From Thomas Sowell’s Intellectuals and Society

“In short, many things that the Federal Reserve, Congress and the two Presidents did (during the market crash of 1929) were counterproductive.  Given these multiple failures of government policy, it is by no means clear that it was the market economy which failed.  There is of course no way to re-run the stock market crash of 1929 and have the federal government let the market adjust on its own to see how that experiment would turn out.  The closest thing to such an experiment was the 1987 stock market crash, similar in size but not in duration to the 1929 collapse.  The Reagan administration did nothing, despite outrage in the media at the government’s failure to act.”
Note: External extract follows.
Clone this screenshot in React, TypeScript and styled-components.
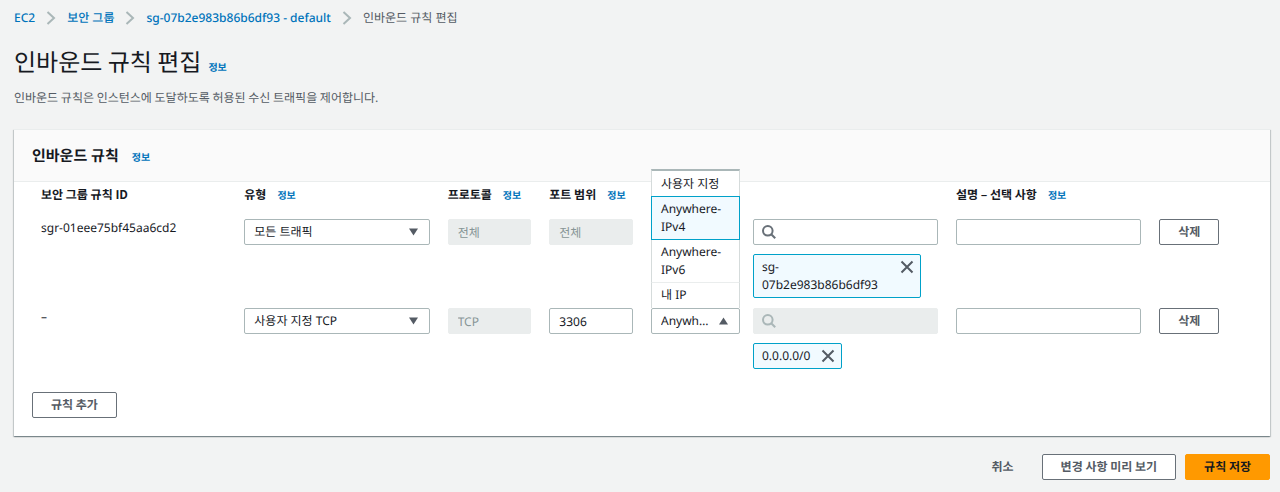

“What will it take to wake up the White House?” the New York Times asked, declaring that ‘the President abdicates leadership and courts disaster.”  Washington Post columnist Mary McGrory said that Reagan “has been singularly indifferent” to the country’s “current pain and confusion.”  The Financial Times of London said that President Reagan “appears to lack the capacity to handle adversity” and “nobody seems to be in charge.”  A former official of the Carter administration criticized President Reagan’s “silence and inaction” following the 1987 stock market crash and compare him unfavorably to President Franklin D. Roosevelt, whose “personal style and bold commands would be a tonic” in the current crisis.”

“The irony in this was that FDR presided over an economy with seven consecutive years of double-digit unemployment, while Regan’s policy of letting the market recover on its own, far from leading to another Great Depression, led instead to one of the country’s longest periods of sustained economic growth, low unemployment and low inflation, lasting twenty years.”